PROBLEM DETAILS
Below is a set of records. Repeat all of them exactly.

PROVIDED DATA
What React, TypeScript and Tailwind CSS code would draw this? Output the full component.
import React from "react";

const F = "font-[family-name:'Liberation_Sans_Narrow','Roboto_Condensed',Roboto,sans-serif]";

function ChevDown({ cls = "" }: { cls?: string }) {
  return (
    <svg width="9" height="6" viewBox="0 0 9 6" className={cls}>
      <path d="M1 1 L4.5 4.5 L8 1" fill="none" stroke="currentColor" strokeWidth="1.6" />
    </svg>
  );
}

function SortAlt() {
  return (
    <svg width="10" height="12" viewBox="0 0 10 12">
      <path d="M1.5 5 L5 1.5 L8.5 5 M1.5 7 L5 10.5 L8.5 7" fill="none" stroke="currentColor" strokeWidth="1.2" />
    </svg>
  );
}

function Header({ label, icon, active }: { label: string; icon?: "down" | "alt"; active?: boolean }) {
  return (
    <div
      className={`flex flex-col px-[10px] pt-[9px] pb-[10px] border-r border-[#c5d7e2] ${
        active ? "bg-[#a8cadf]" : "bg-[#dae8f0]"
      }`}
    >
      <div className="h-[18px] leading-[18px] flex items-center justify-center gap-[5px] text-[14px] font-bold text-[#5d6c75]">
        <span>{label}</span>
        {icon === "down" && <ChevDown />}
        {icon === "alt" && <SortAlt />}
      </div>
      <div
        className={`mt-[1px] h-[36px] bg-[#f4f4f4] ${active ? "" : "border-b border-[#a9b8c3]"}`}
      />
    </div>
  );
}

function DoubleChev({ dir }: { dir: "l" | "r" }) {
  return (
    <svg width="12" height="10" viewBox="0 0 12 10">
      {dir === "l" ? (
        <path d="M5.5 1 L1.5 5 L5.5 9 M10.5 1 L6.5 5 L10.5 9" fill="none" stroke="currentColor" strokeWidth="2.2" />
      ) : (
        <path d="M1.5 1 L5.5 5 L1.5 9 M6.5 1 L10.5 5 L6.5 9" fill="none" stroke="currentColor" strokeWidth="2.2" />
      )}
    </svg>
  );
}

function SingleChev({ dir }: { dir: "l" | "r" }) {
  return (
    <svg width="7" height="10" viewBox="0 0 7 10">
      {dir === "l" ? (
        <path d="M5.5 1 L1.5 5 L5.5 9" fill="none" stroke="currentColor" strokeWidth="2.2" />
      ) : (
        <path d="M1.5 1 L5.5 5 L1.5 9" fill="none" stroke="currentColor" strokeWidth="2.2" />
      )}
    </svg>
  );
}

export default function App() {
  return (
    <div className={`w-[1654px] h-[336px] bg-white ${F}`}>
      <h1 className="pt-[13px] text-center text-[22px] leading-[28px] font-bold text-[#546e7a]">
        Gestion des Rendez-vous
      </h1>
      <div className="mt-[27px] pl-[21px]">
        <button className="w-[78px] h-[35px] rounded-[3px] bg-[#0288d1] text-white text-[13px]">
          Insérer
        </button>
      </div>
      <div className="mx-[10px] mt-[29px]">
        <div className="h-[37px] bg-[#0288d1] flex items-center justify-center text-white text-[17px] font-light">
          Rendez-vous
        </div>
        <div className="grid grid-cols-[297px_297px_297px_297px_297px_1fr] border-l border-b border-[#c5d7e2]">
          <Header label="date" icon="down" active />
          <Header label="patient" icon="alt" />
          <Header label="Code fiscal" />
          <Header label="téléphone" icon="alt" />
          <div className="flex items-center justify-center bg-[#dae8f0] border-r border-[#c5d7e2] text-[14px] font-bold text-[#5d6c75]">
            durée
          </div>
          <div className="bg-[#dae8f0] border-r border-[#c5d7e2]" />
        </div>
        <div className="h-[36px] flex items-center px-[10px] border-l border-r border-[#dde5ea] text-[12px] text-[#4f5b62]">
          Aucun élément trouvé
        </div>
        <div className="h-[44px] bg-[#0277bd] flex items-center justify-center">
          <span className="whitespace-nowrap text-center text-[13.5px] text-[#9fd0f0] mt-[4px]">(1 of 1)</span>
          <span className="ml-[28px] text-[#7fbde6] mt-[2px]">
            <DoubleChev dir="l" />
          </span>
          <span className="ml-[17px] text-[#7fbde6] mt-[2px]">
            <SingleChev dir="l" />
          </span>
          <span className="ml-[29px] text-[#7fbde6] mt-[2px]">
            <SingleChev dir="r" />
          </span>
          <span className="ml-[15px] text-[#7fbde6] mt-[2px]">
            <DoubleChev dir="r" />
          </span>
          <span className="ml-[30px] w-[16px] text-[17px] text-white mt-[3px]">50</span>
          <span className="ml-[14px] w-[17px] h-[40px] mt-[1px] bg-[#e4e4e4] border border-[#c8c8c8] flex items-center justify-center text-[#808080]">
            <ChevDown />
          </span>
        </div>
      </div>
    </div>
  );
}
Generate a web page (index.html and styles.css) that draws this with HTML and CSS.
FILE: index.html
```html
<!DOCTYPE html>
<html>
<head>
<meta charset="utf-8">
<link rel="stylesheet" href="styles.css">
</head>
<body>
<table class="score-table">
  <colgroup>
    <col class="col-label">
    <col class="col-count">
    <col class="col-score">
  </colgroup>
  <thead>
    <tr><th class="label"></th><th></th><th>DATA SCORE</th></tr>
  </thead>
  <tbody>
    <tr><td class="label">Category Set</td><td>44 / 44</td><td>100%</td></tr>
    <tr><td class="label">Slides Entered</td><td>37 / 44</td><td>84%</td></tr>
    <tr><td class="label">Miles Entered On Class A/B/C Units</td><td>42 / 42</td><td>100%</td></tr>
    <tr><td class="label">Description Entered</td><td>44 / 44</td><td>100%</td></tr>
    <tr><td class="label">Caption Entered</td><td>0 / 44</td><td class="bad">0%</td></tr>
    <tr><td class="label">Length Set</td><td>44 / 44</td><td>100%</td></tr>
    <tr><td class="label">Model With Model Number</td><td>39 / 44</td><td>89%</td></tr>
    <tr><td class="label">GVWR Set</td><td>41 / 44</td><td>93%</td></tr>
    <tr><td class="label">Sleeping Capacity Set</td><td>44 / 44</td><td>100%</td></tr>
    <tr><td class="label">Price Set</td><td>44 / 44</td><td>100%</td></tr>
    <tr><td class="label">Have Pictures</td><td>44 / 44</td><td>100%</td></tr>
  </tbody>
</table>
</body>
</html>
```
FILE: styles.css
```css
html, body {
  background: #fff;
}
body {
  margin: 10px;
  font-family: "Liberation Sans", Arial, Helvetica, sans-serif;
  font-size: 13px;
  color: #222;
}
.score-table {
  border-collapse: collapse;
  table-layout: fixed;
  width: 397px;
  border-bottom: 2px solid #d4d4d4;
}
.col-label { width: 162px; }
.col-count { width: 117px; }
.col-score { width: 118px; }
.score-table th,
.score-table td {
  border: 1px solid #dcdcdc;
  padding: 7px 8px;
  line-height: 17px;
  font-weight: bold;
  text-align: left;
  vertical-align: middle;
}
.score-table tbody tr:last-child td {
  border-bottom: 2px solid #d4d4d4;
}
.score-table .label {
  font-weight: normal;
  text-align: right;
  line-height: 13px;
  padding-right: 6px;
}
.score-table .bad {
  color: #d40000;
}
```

SOLUTION FOR THIS TASK
What React, TypeScript and Tailwind CSS code would draw this? Output the full component.
import React from "react";

const F = "font-[family-name:'Liberation_Sans_Narrow','Roboto_Condensed',Roboto,sans-serif]";

function ChevDown({ cls = "" }: { cls?: string }) {
  return (
    <svg width="9" height="6" viewBox="0 0 9 6" className={cls}>
      <path d="M1 1 L4.5 4.5 L8 1" fill="none" stroke="currentColor" strokeWidth="1.6" />
    </svg>
  );
}

function SortAlt() {
  return (
    <svg width="10" height="12" viewBox="0 0 10 12">
      <path d="M1.5 5 L5 1.5 L8.5 5 M1.5 7 L5 10.5 L8.5 7" fill="none" stroke="currentColor" strokeWidth="1.2" />
    </svg>
  );
}

function Header({ label, icon, active }: { label: string; icon?: "down" | "alt"; active?: boolean }) {
  return (
    <div
      className={`flex flex-col px-[10px] pt-[9px] pb-[10px] border-r border-[#c5d7e2] ${
        active ? "bg-[#a8cadf]" : "bg-[#dae8f0]"
      }`}
    >
      <div className="h-[18px] leading-[18px] flex items-center justify-center gap-[5px] text-[14px] font-bold text-[#5d6c75]">
        <span>{label}</span>
        {icon === "down" && <ChevDown />}
        {icon === "alt" && <SortAlt />}
      </div>
      <div
        className={`mt-[1px] h-[36px] bg-[#f4f4f4] ${active ? "" : "border-b border-[#a9b8c3]"}`}
      />
    </div>
  );
}

function DoubleChev({ dir }: { dir: "l" | "r" }) {
  return (
    <svg width="12" height="10" viewBox="0 0 12 10">
      {dir === "l" ? (
        <path d="M5.5 1 L1.5 5 L5.5 9 M10.5 1 L6.5 5 L10.5 9" fill="none" stroke="currentColor" strokeWidth="2.2" />
      ) : (
        <path d="M1.5 1 L5.5 5 L1.5 9 M6.5 1 L10.5 5 L6.5 9" fill="none" stroke="currentColor" strokeWidth="2.2" />
      )}
    </svg>
  );
}

function SingleChev({ dir }: { dir: "l" | "r" }) {
  return (
    <svg width="7" height="10" viewBox="0 0 7 10">
      {dir === "l" ? (
        <path d="M5.5 1 L1.5 5 L5.5 9" fill="none" stroke="currentColor" strokeWidth="2.2" />
      ) : (
        <path d="M1.5 1 L5.5 5 L1.5 9" fill="none" stroke="currentColor" strokeWidth="2.2" />
      )}
    </svg>
  );
}

export default function App() {
  return (
    <div className={`w-[1654px] h-[336px] bg-white ${F}`}>
      <h1 className="pt-[13px] text-center text-[22px] leading-[28px] font-bold text-[#546e7a]">
        Gestion des Rendez-vous
      </h1>
      <div className="mt-[27px] pl-[21px]">
        <button className="w-[78px] h-[35px] rounded-[3px] bg-[#0288d1] text-white text-[13px]">
          Insérer
        </button>
      </div>
      <div className="mx-[10px] mt-[29px]">
        <div className="h-[37px] bg-[#0288d1] flex items-center justify-center text-white text-[17px] font-light">
          Rendez-vous
        </div>
        <div className="grid grid-cols-[297px_297px_297px_297px_297px_1fr] border-l border-b border-[#c5d7e2]">
          <Header label="date" icon="down" active />
          <Header label="patient" icon="alt" />
          <Header label="Code fiscal" />
          <Header label="téléphone" icon="alt" />
          <div className="flex items-center justify-center bg-[#dae8f0] border-r border-[#c5d7e2] text-[14px] font-bold text-[#5d6c75]">
            durée
          </div>
          <div className="bg-[#dae8f0] border-r border-[#c5d7e2]" />
        </div>
        <div className="h-[36px] flex items-center px-[10px] border-l border-r border-[#dde5ea] text-[12px] text-[#4f5b62]">
          Aucun élément trouvé
        </div>
        <div className="h-[44px] bg-[#0277bd] flex items-center justify-center">
          <span className="whitespace-nowrap text-center text-[13.5px] text-[#9fd0f0] mt-[4px]">(1 of 1)</span>
          <span className="ml-[28px] text-[#7fbde6] mt-[2px]">
            <DoubleChev dir="l" />
          </span>
          <span className="ml-[17px] text-[#7fbde6] mt-[2px]">
            <SingleChev dir="l" />
          </span>
          <span className="ml-[29px] text-[#7fbde6] mt-[2px]">
            <SingleChev dir="r" />
          </span>
          <span className="ml-[15px] text-[#7fbde6] mt-[2px]">
            <DoubleChev dir="r" />
          </span>
          <span className="ml-[30px] w-[16px] text-[17px] text-white mt-[3px]">50</span>
          <span className="ml-[14px] w-[17px] h-[40px] mt-[1px] bg-[#e4e4e4] border border-[#c8c8c8] flex items-center justify-center text-[#808080]">
            <ChevDown />
          </span>
        </div>
      </div>
    </div>
  );
}
Generate a web page (index.html and styles.css) that draws this with HTML and CSS.
FILE: index.html
```html
<!DOCTYPE html>
<html>
<head>
<meta charset="utf-8">
<link rel="stylesheet" href="styles.css">
</head>
<body>
<table class="score-table">
  <colgroup>
    <col class="col-label">
    <col class="col-count">
    <col class="col-score">
  </colgroup>
  <thead>
    <tr><th class="label"></th><th></th><th>DATA SCORE</th></tr>
  </thead>
  <tbody>
    <tr><td class="label">Category Set</td><td>44 / 44</td><td>100%</td></tr>
    <tr><td class="label">Slides Entered</td><td>37 / 44</td><td>84%</td></tr>
    <tr><td class="label">Miles Entered On Class A/B/C Units</td><td>42 / 42</td><td>100%</td></tr>
    <tr><td class="label">Description Entered</td><td>44 / 44</td><td>100%</td></tr>
    <tr><td class="label">Caption Entered</td><td>0 / 44</td><td class="bad">0%</td></tr>
    <tr><td class="label">Length Set</td><td>44 / 44</td><td>100%</td></tr>
    <tr><td class="label">Model With Model Number</td><td>39 / 44</td><td>89%</td></tr>
    <tr><td class="label">GVWR Set</td><td>41 / 44</td><td>93%</td></tr>
    <tr><td class="label">Sleeping Capacity Set</td><td>44 / 44</td><td>100%</td></tr>
    <tr><td class="label">Price Set</td><td>44 / 44</td><td>100%</td></tr>
    <tr><td class="label">Have Pictures</td><td>44 / 44</td><td>100%</td></tr>
  </tbody>
</table>
</body>
</html>
```
FILE: styles.css
```css
html, body {
  background: #fff;
}
body {
  margin: 10px;
  font-family: "Liberation Sans", Arial, Helvetica, sans-serif;
  font-size: 13px;
  color: #222;
}
.score-table {
  border-collapse: collapse;
  table-layout: fixed;
  width: 397px;
  border-bottom: 2px solid #d4d4d4;
}
.col-label { width: 162px; }
.col-count { width: 117px; }
.col-score { width: 118px; }
.score-table th,
.score-table td {
  border: 1px solid #dcdcdc;
  padding: 7px 8px;
  line-height: 17px;
  font-weight: bold;
  text-align: left;
  vertical-align: middle;
}
.score-table tbody tr:last-child td {
  border-bottom: 2px solid #d4d4d4;
}
.score-table .label {
  font-weight: normal;
  text-align: right;
  line-height: 13px;
  padding-right: 6px;
}
.score-table .bad {
  color: #d40000;
}
```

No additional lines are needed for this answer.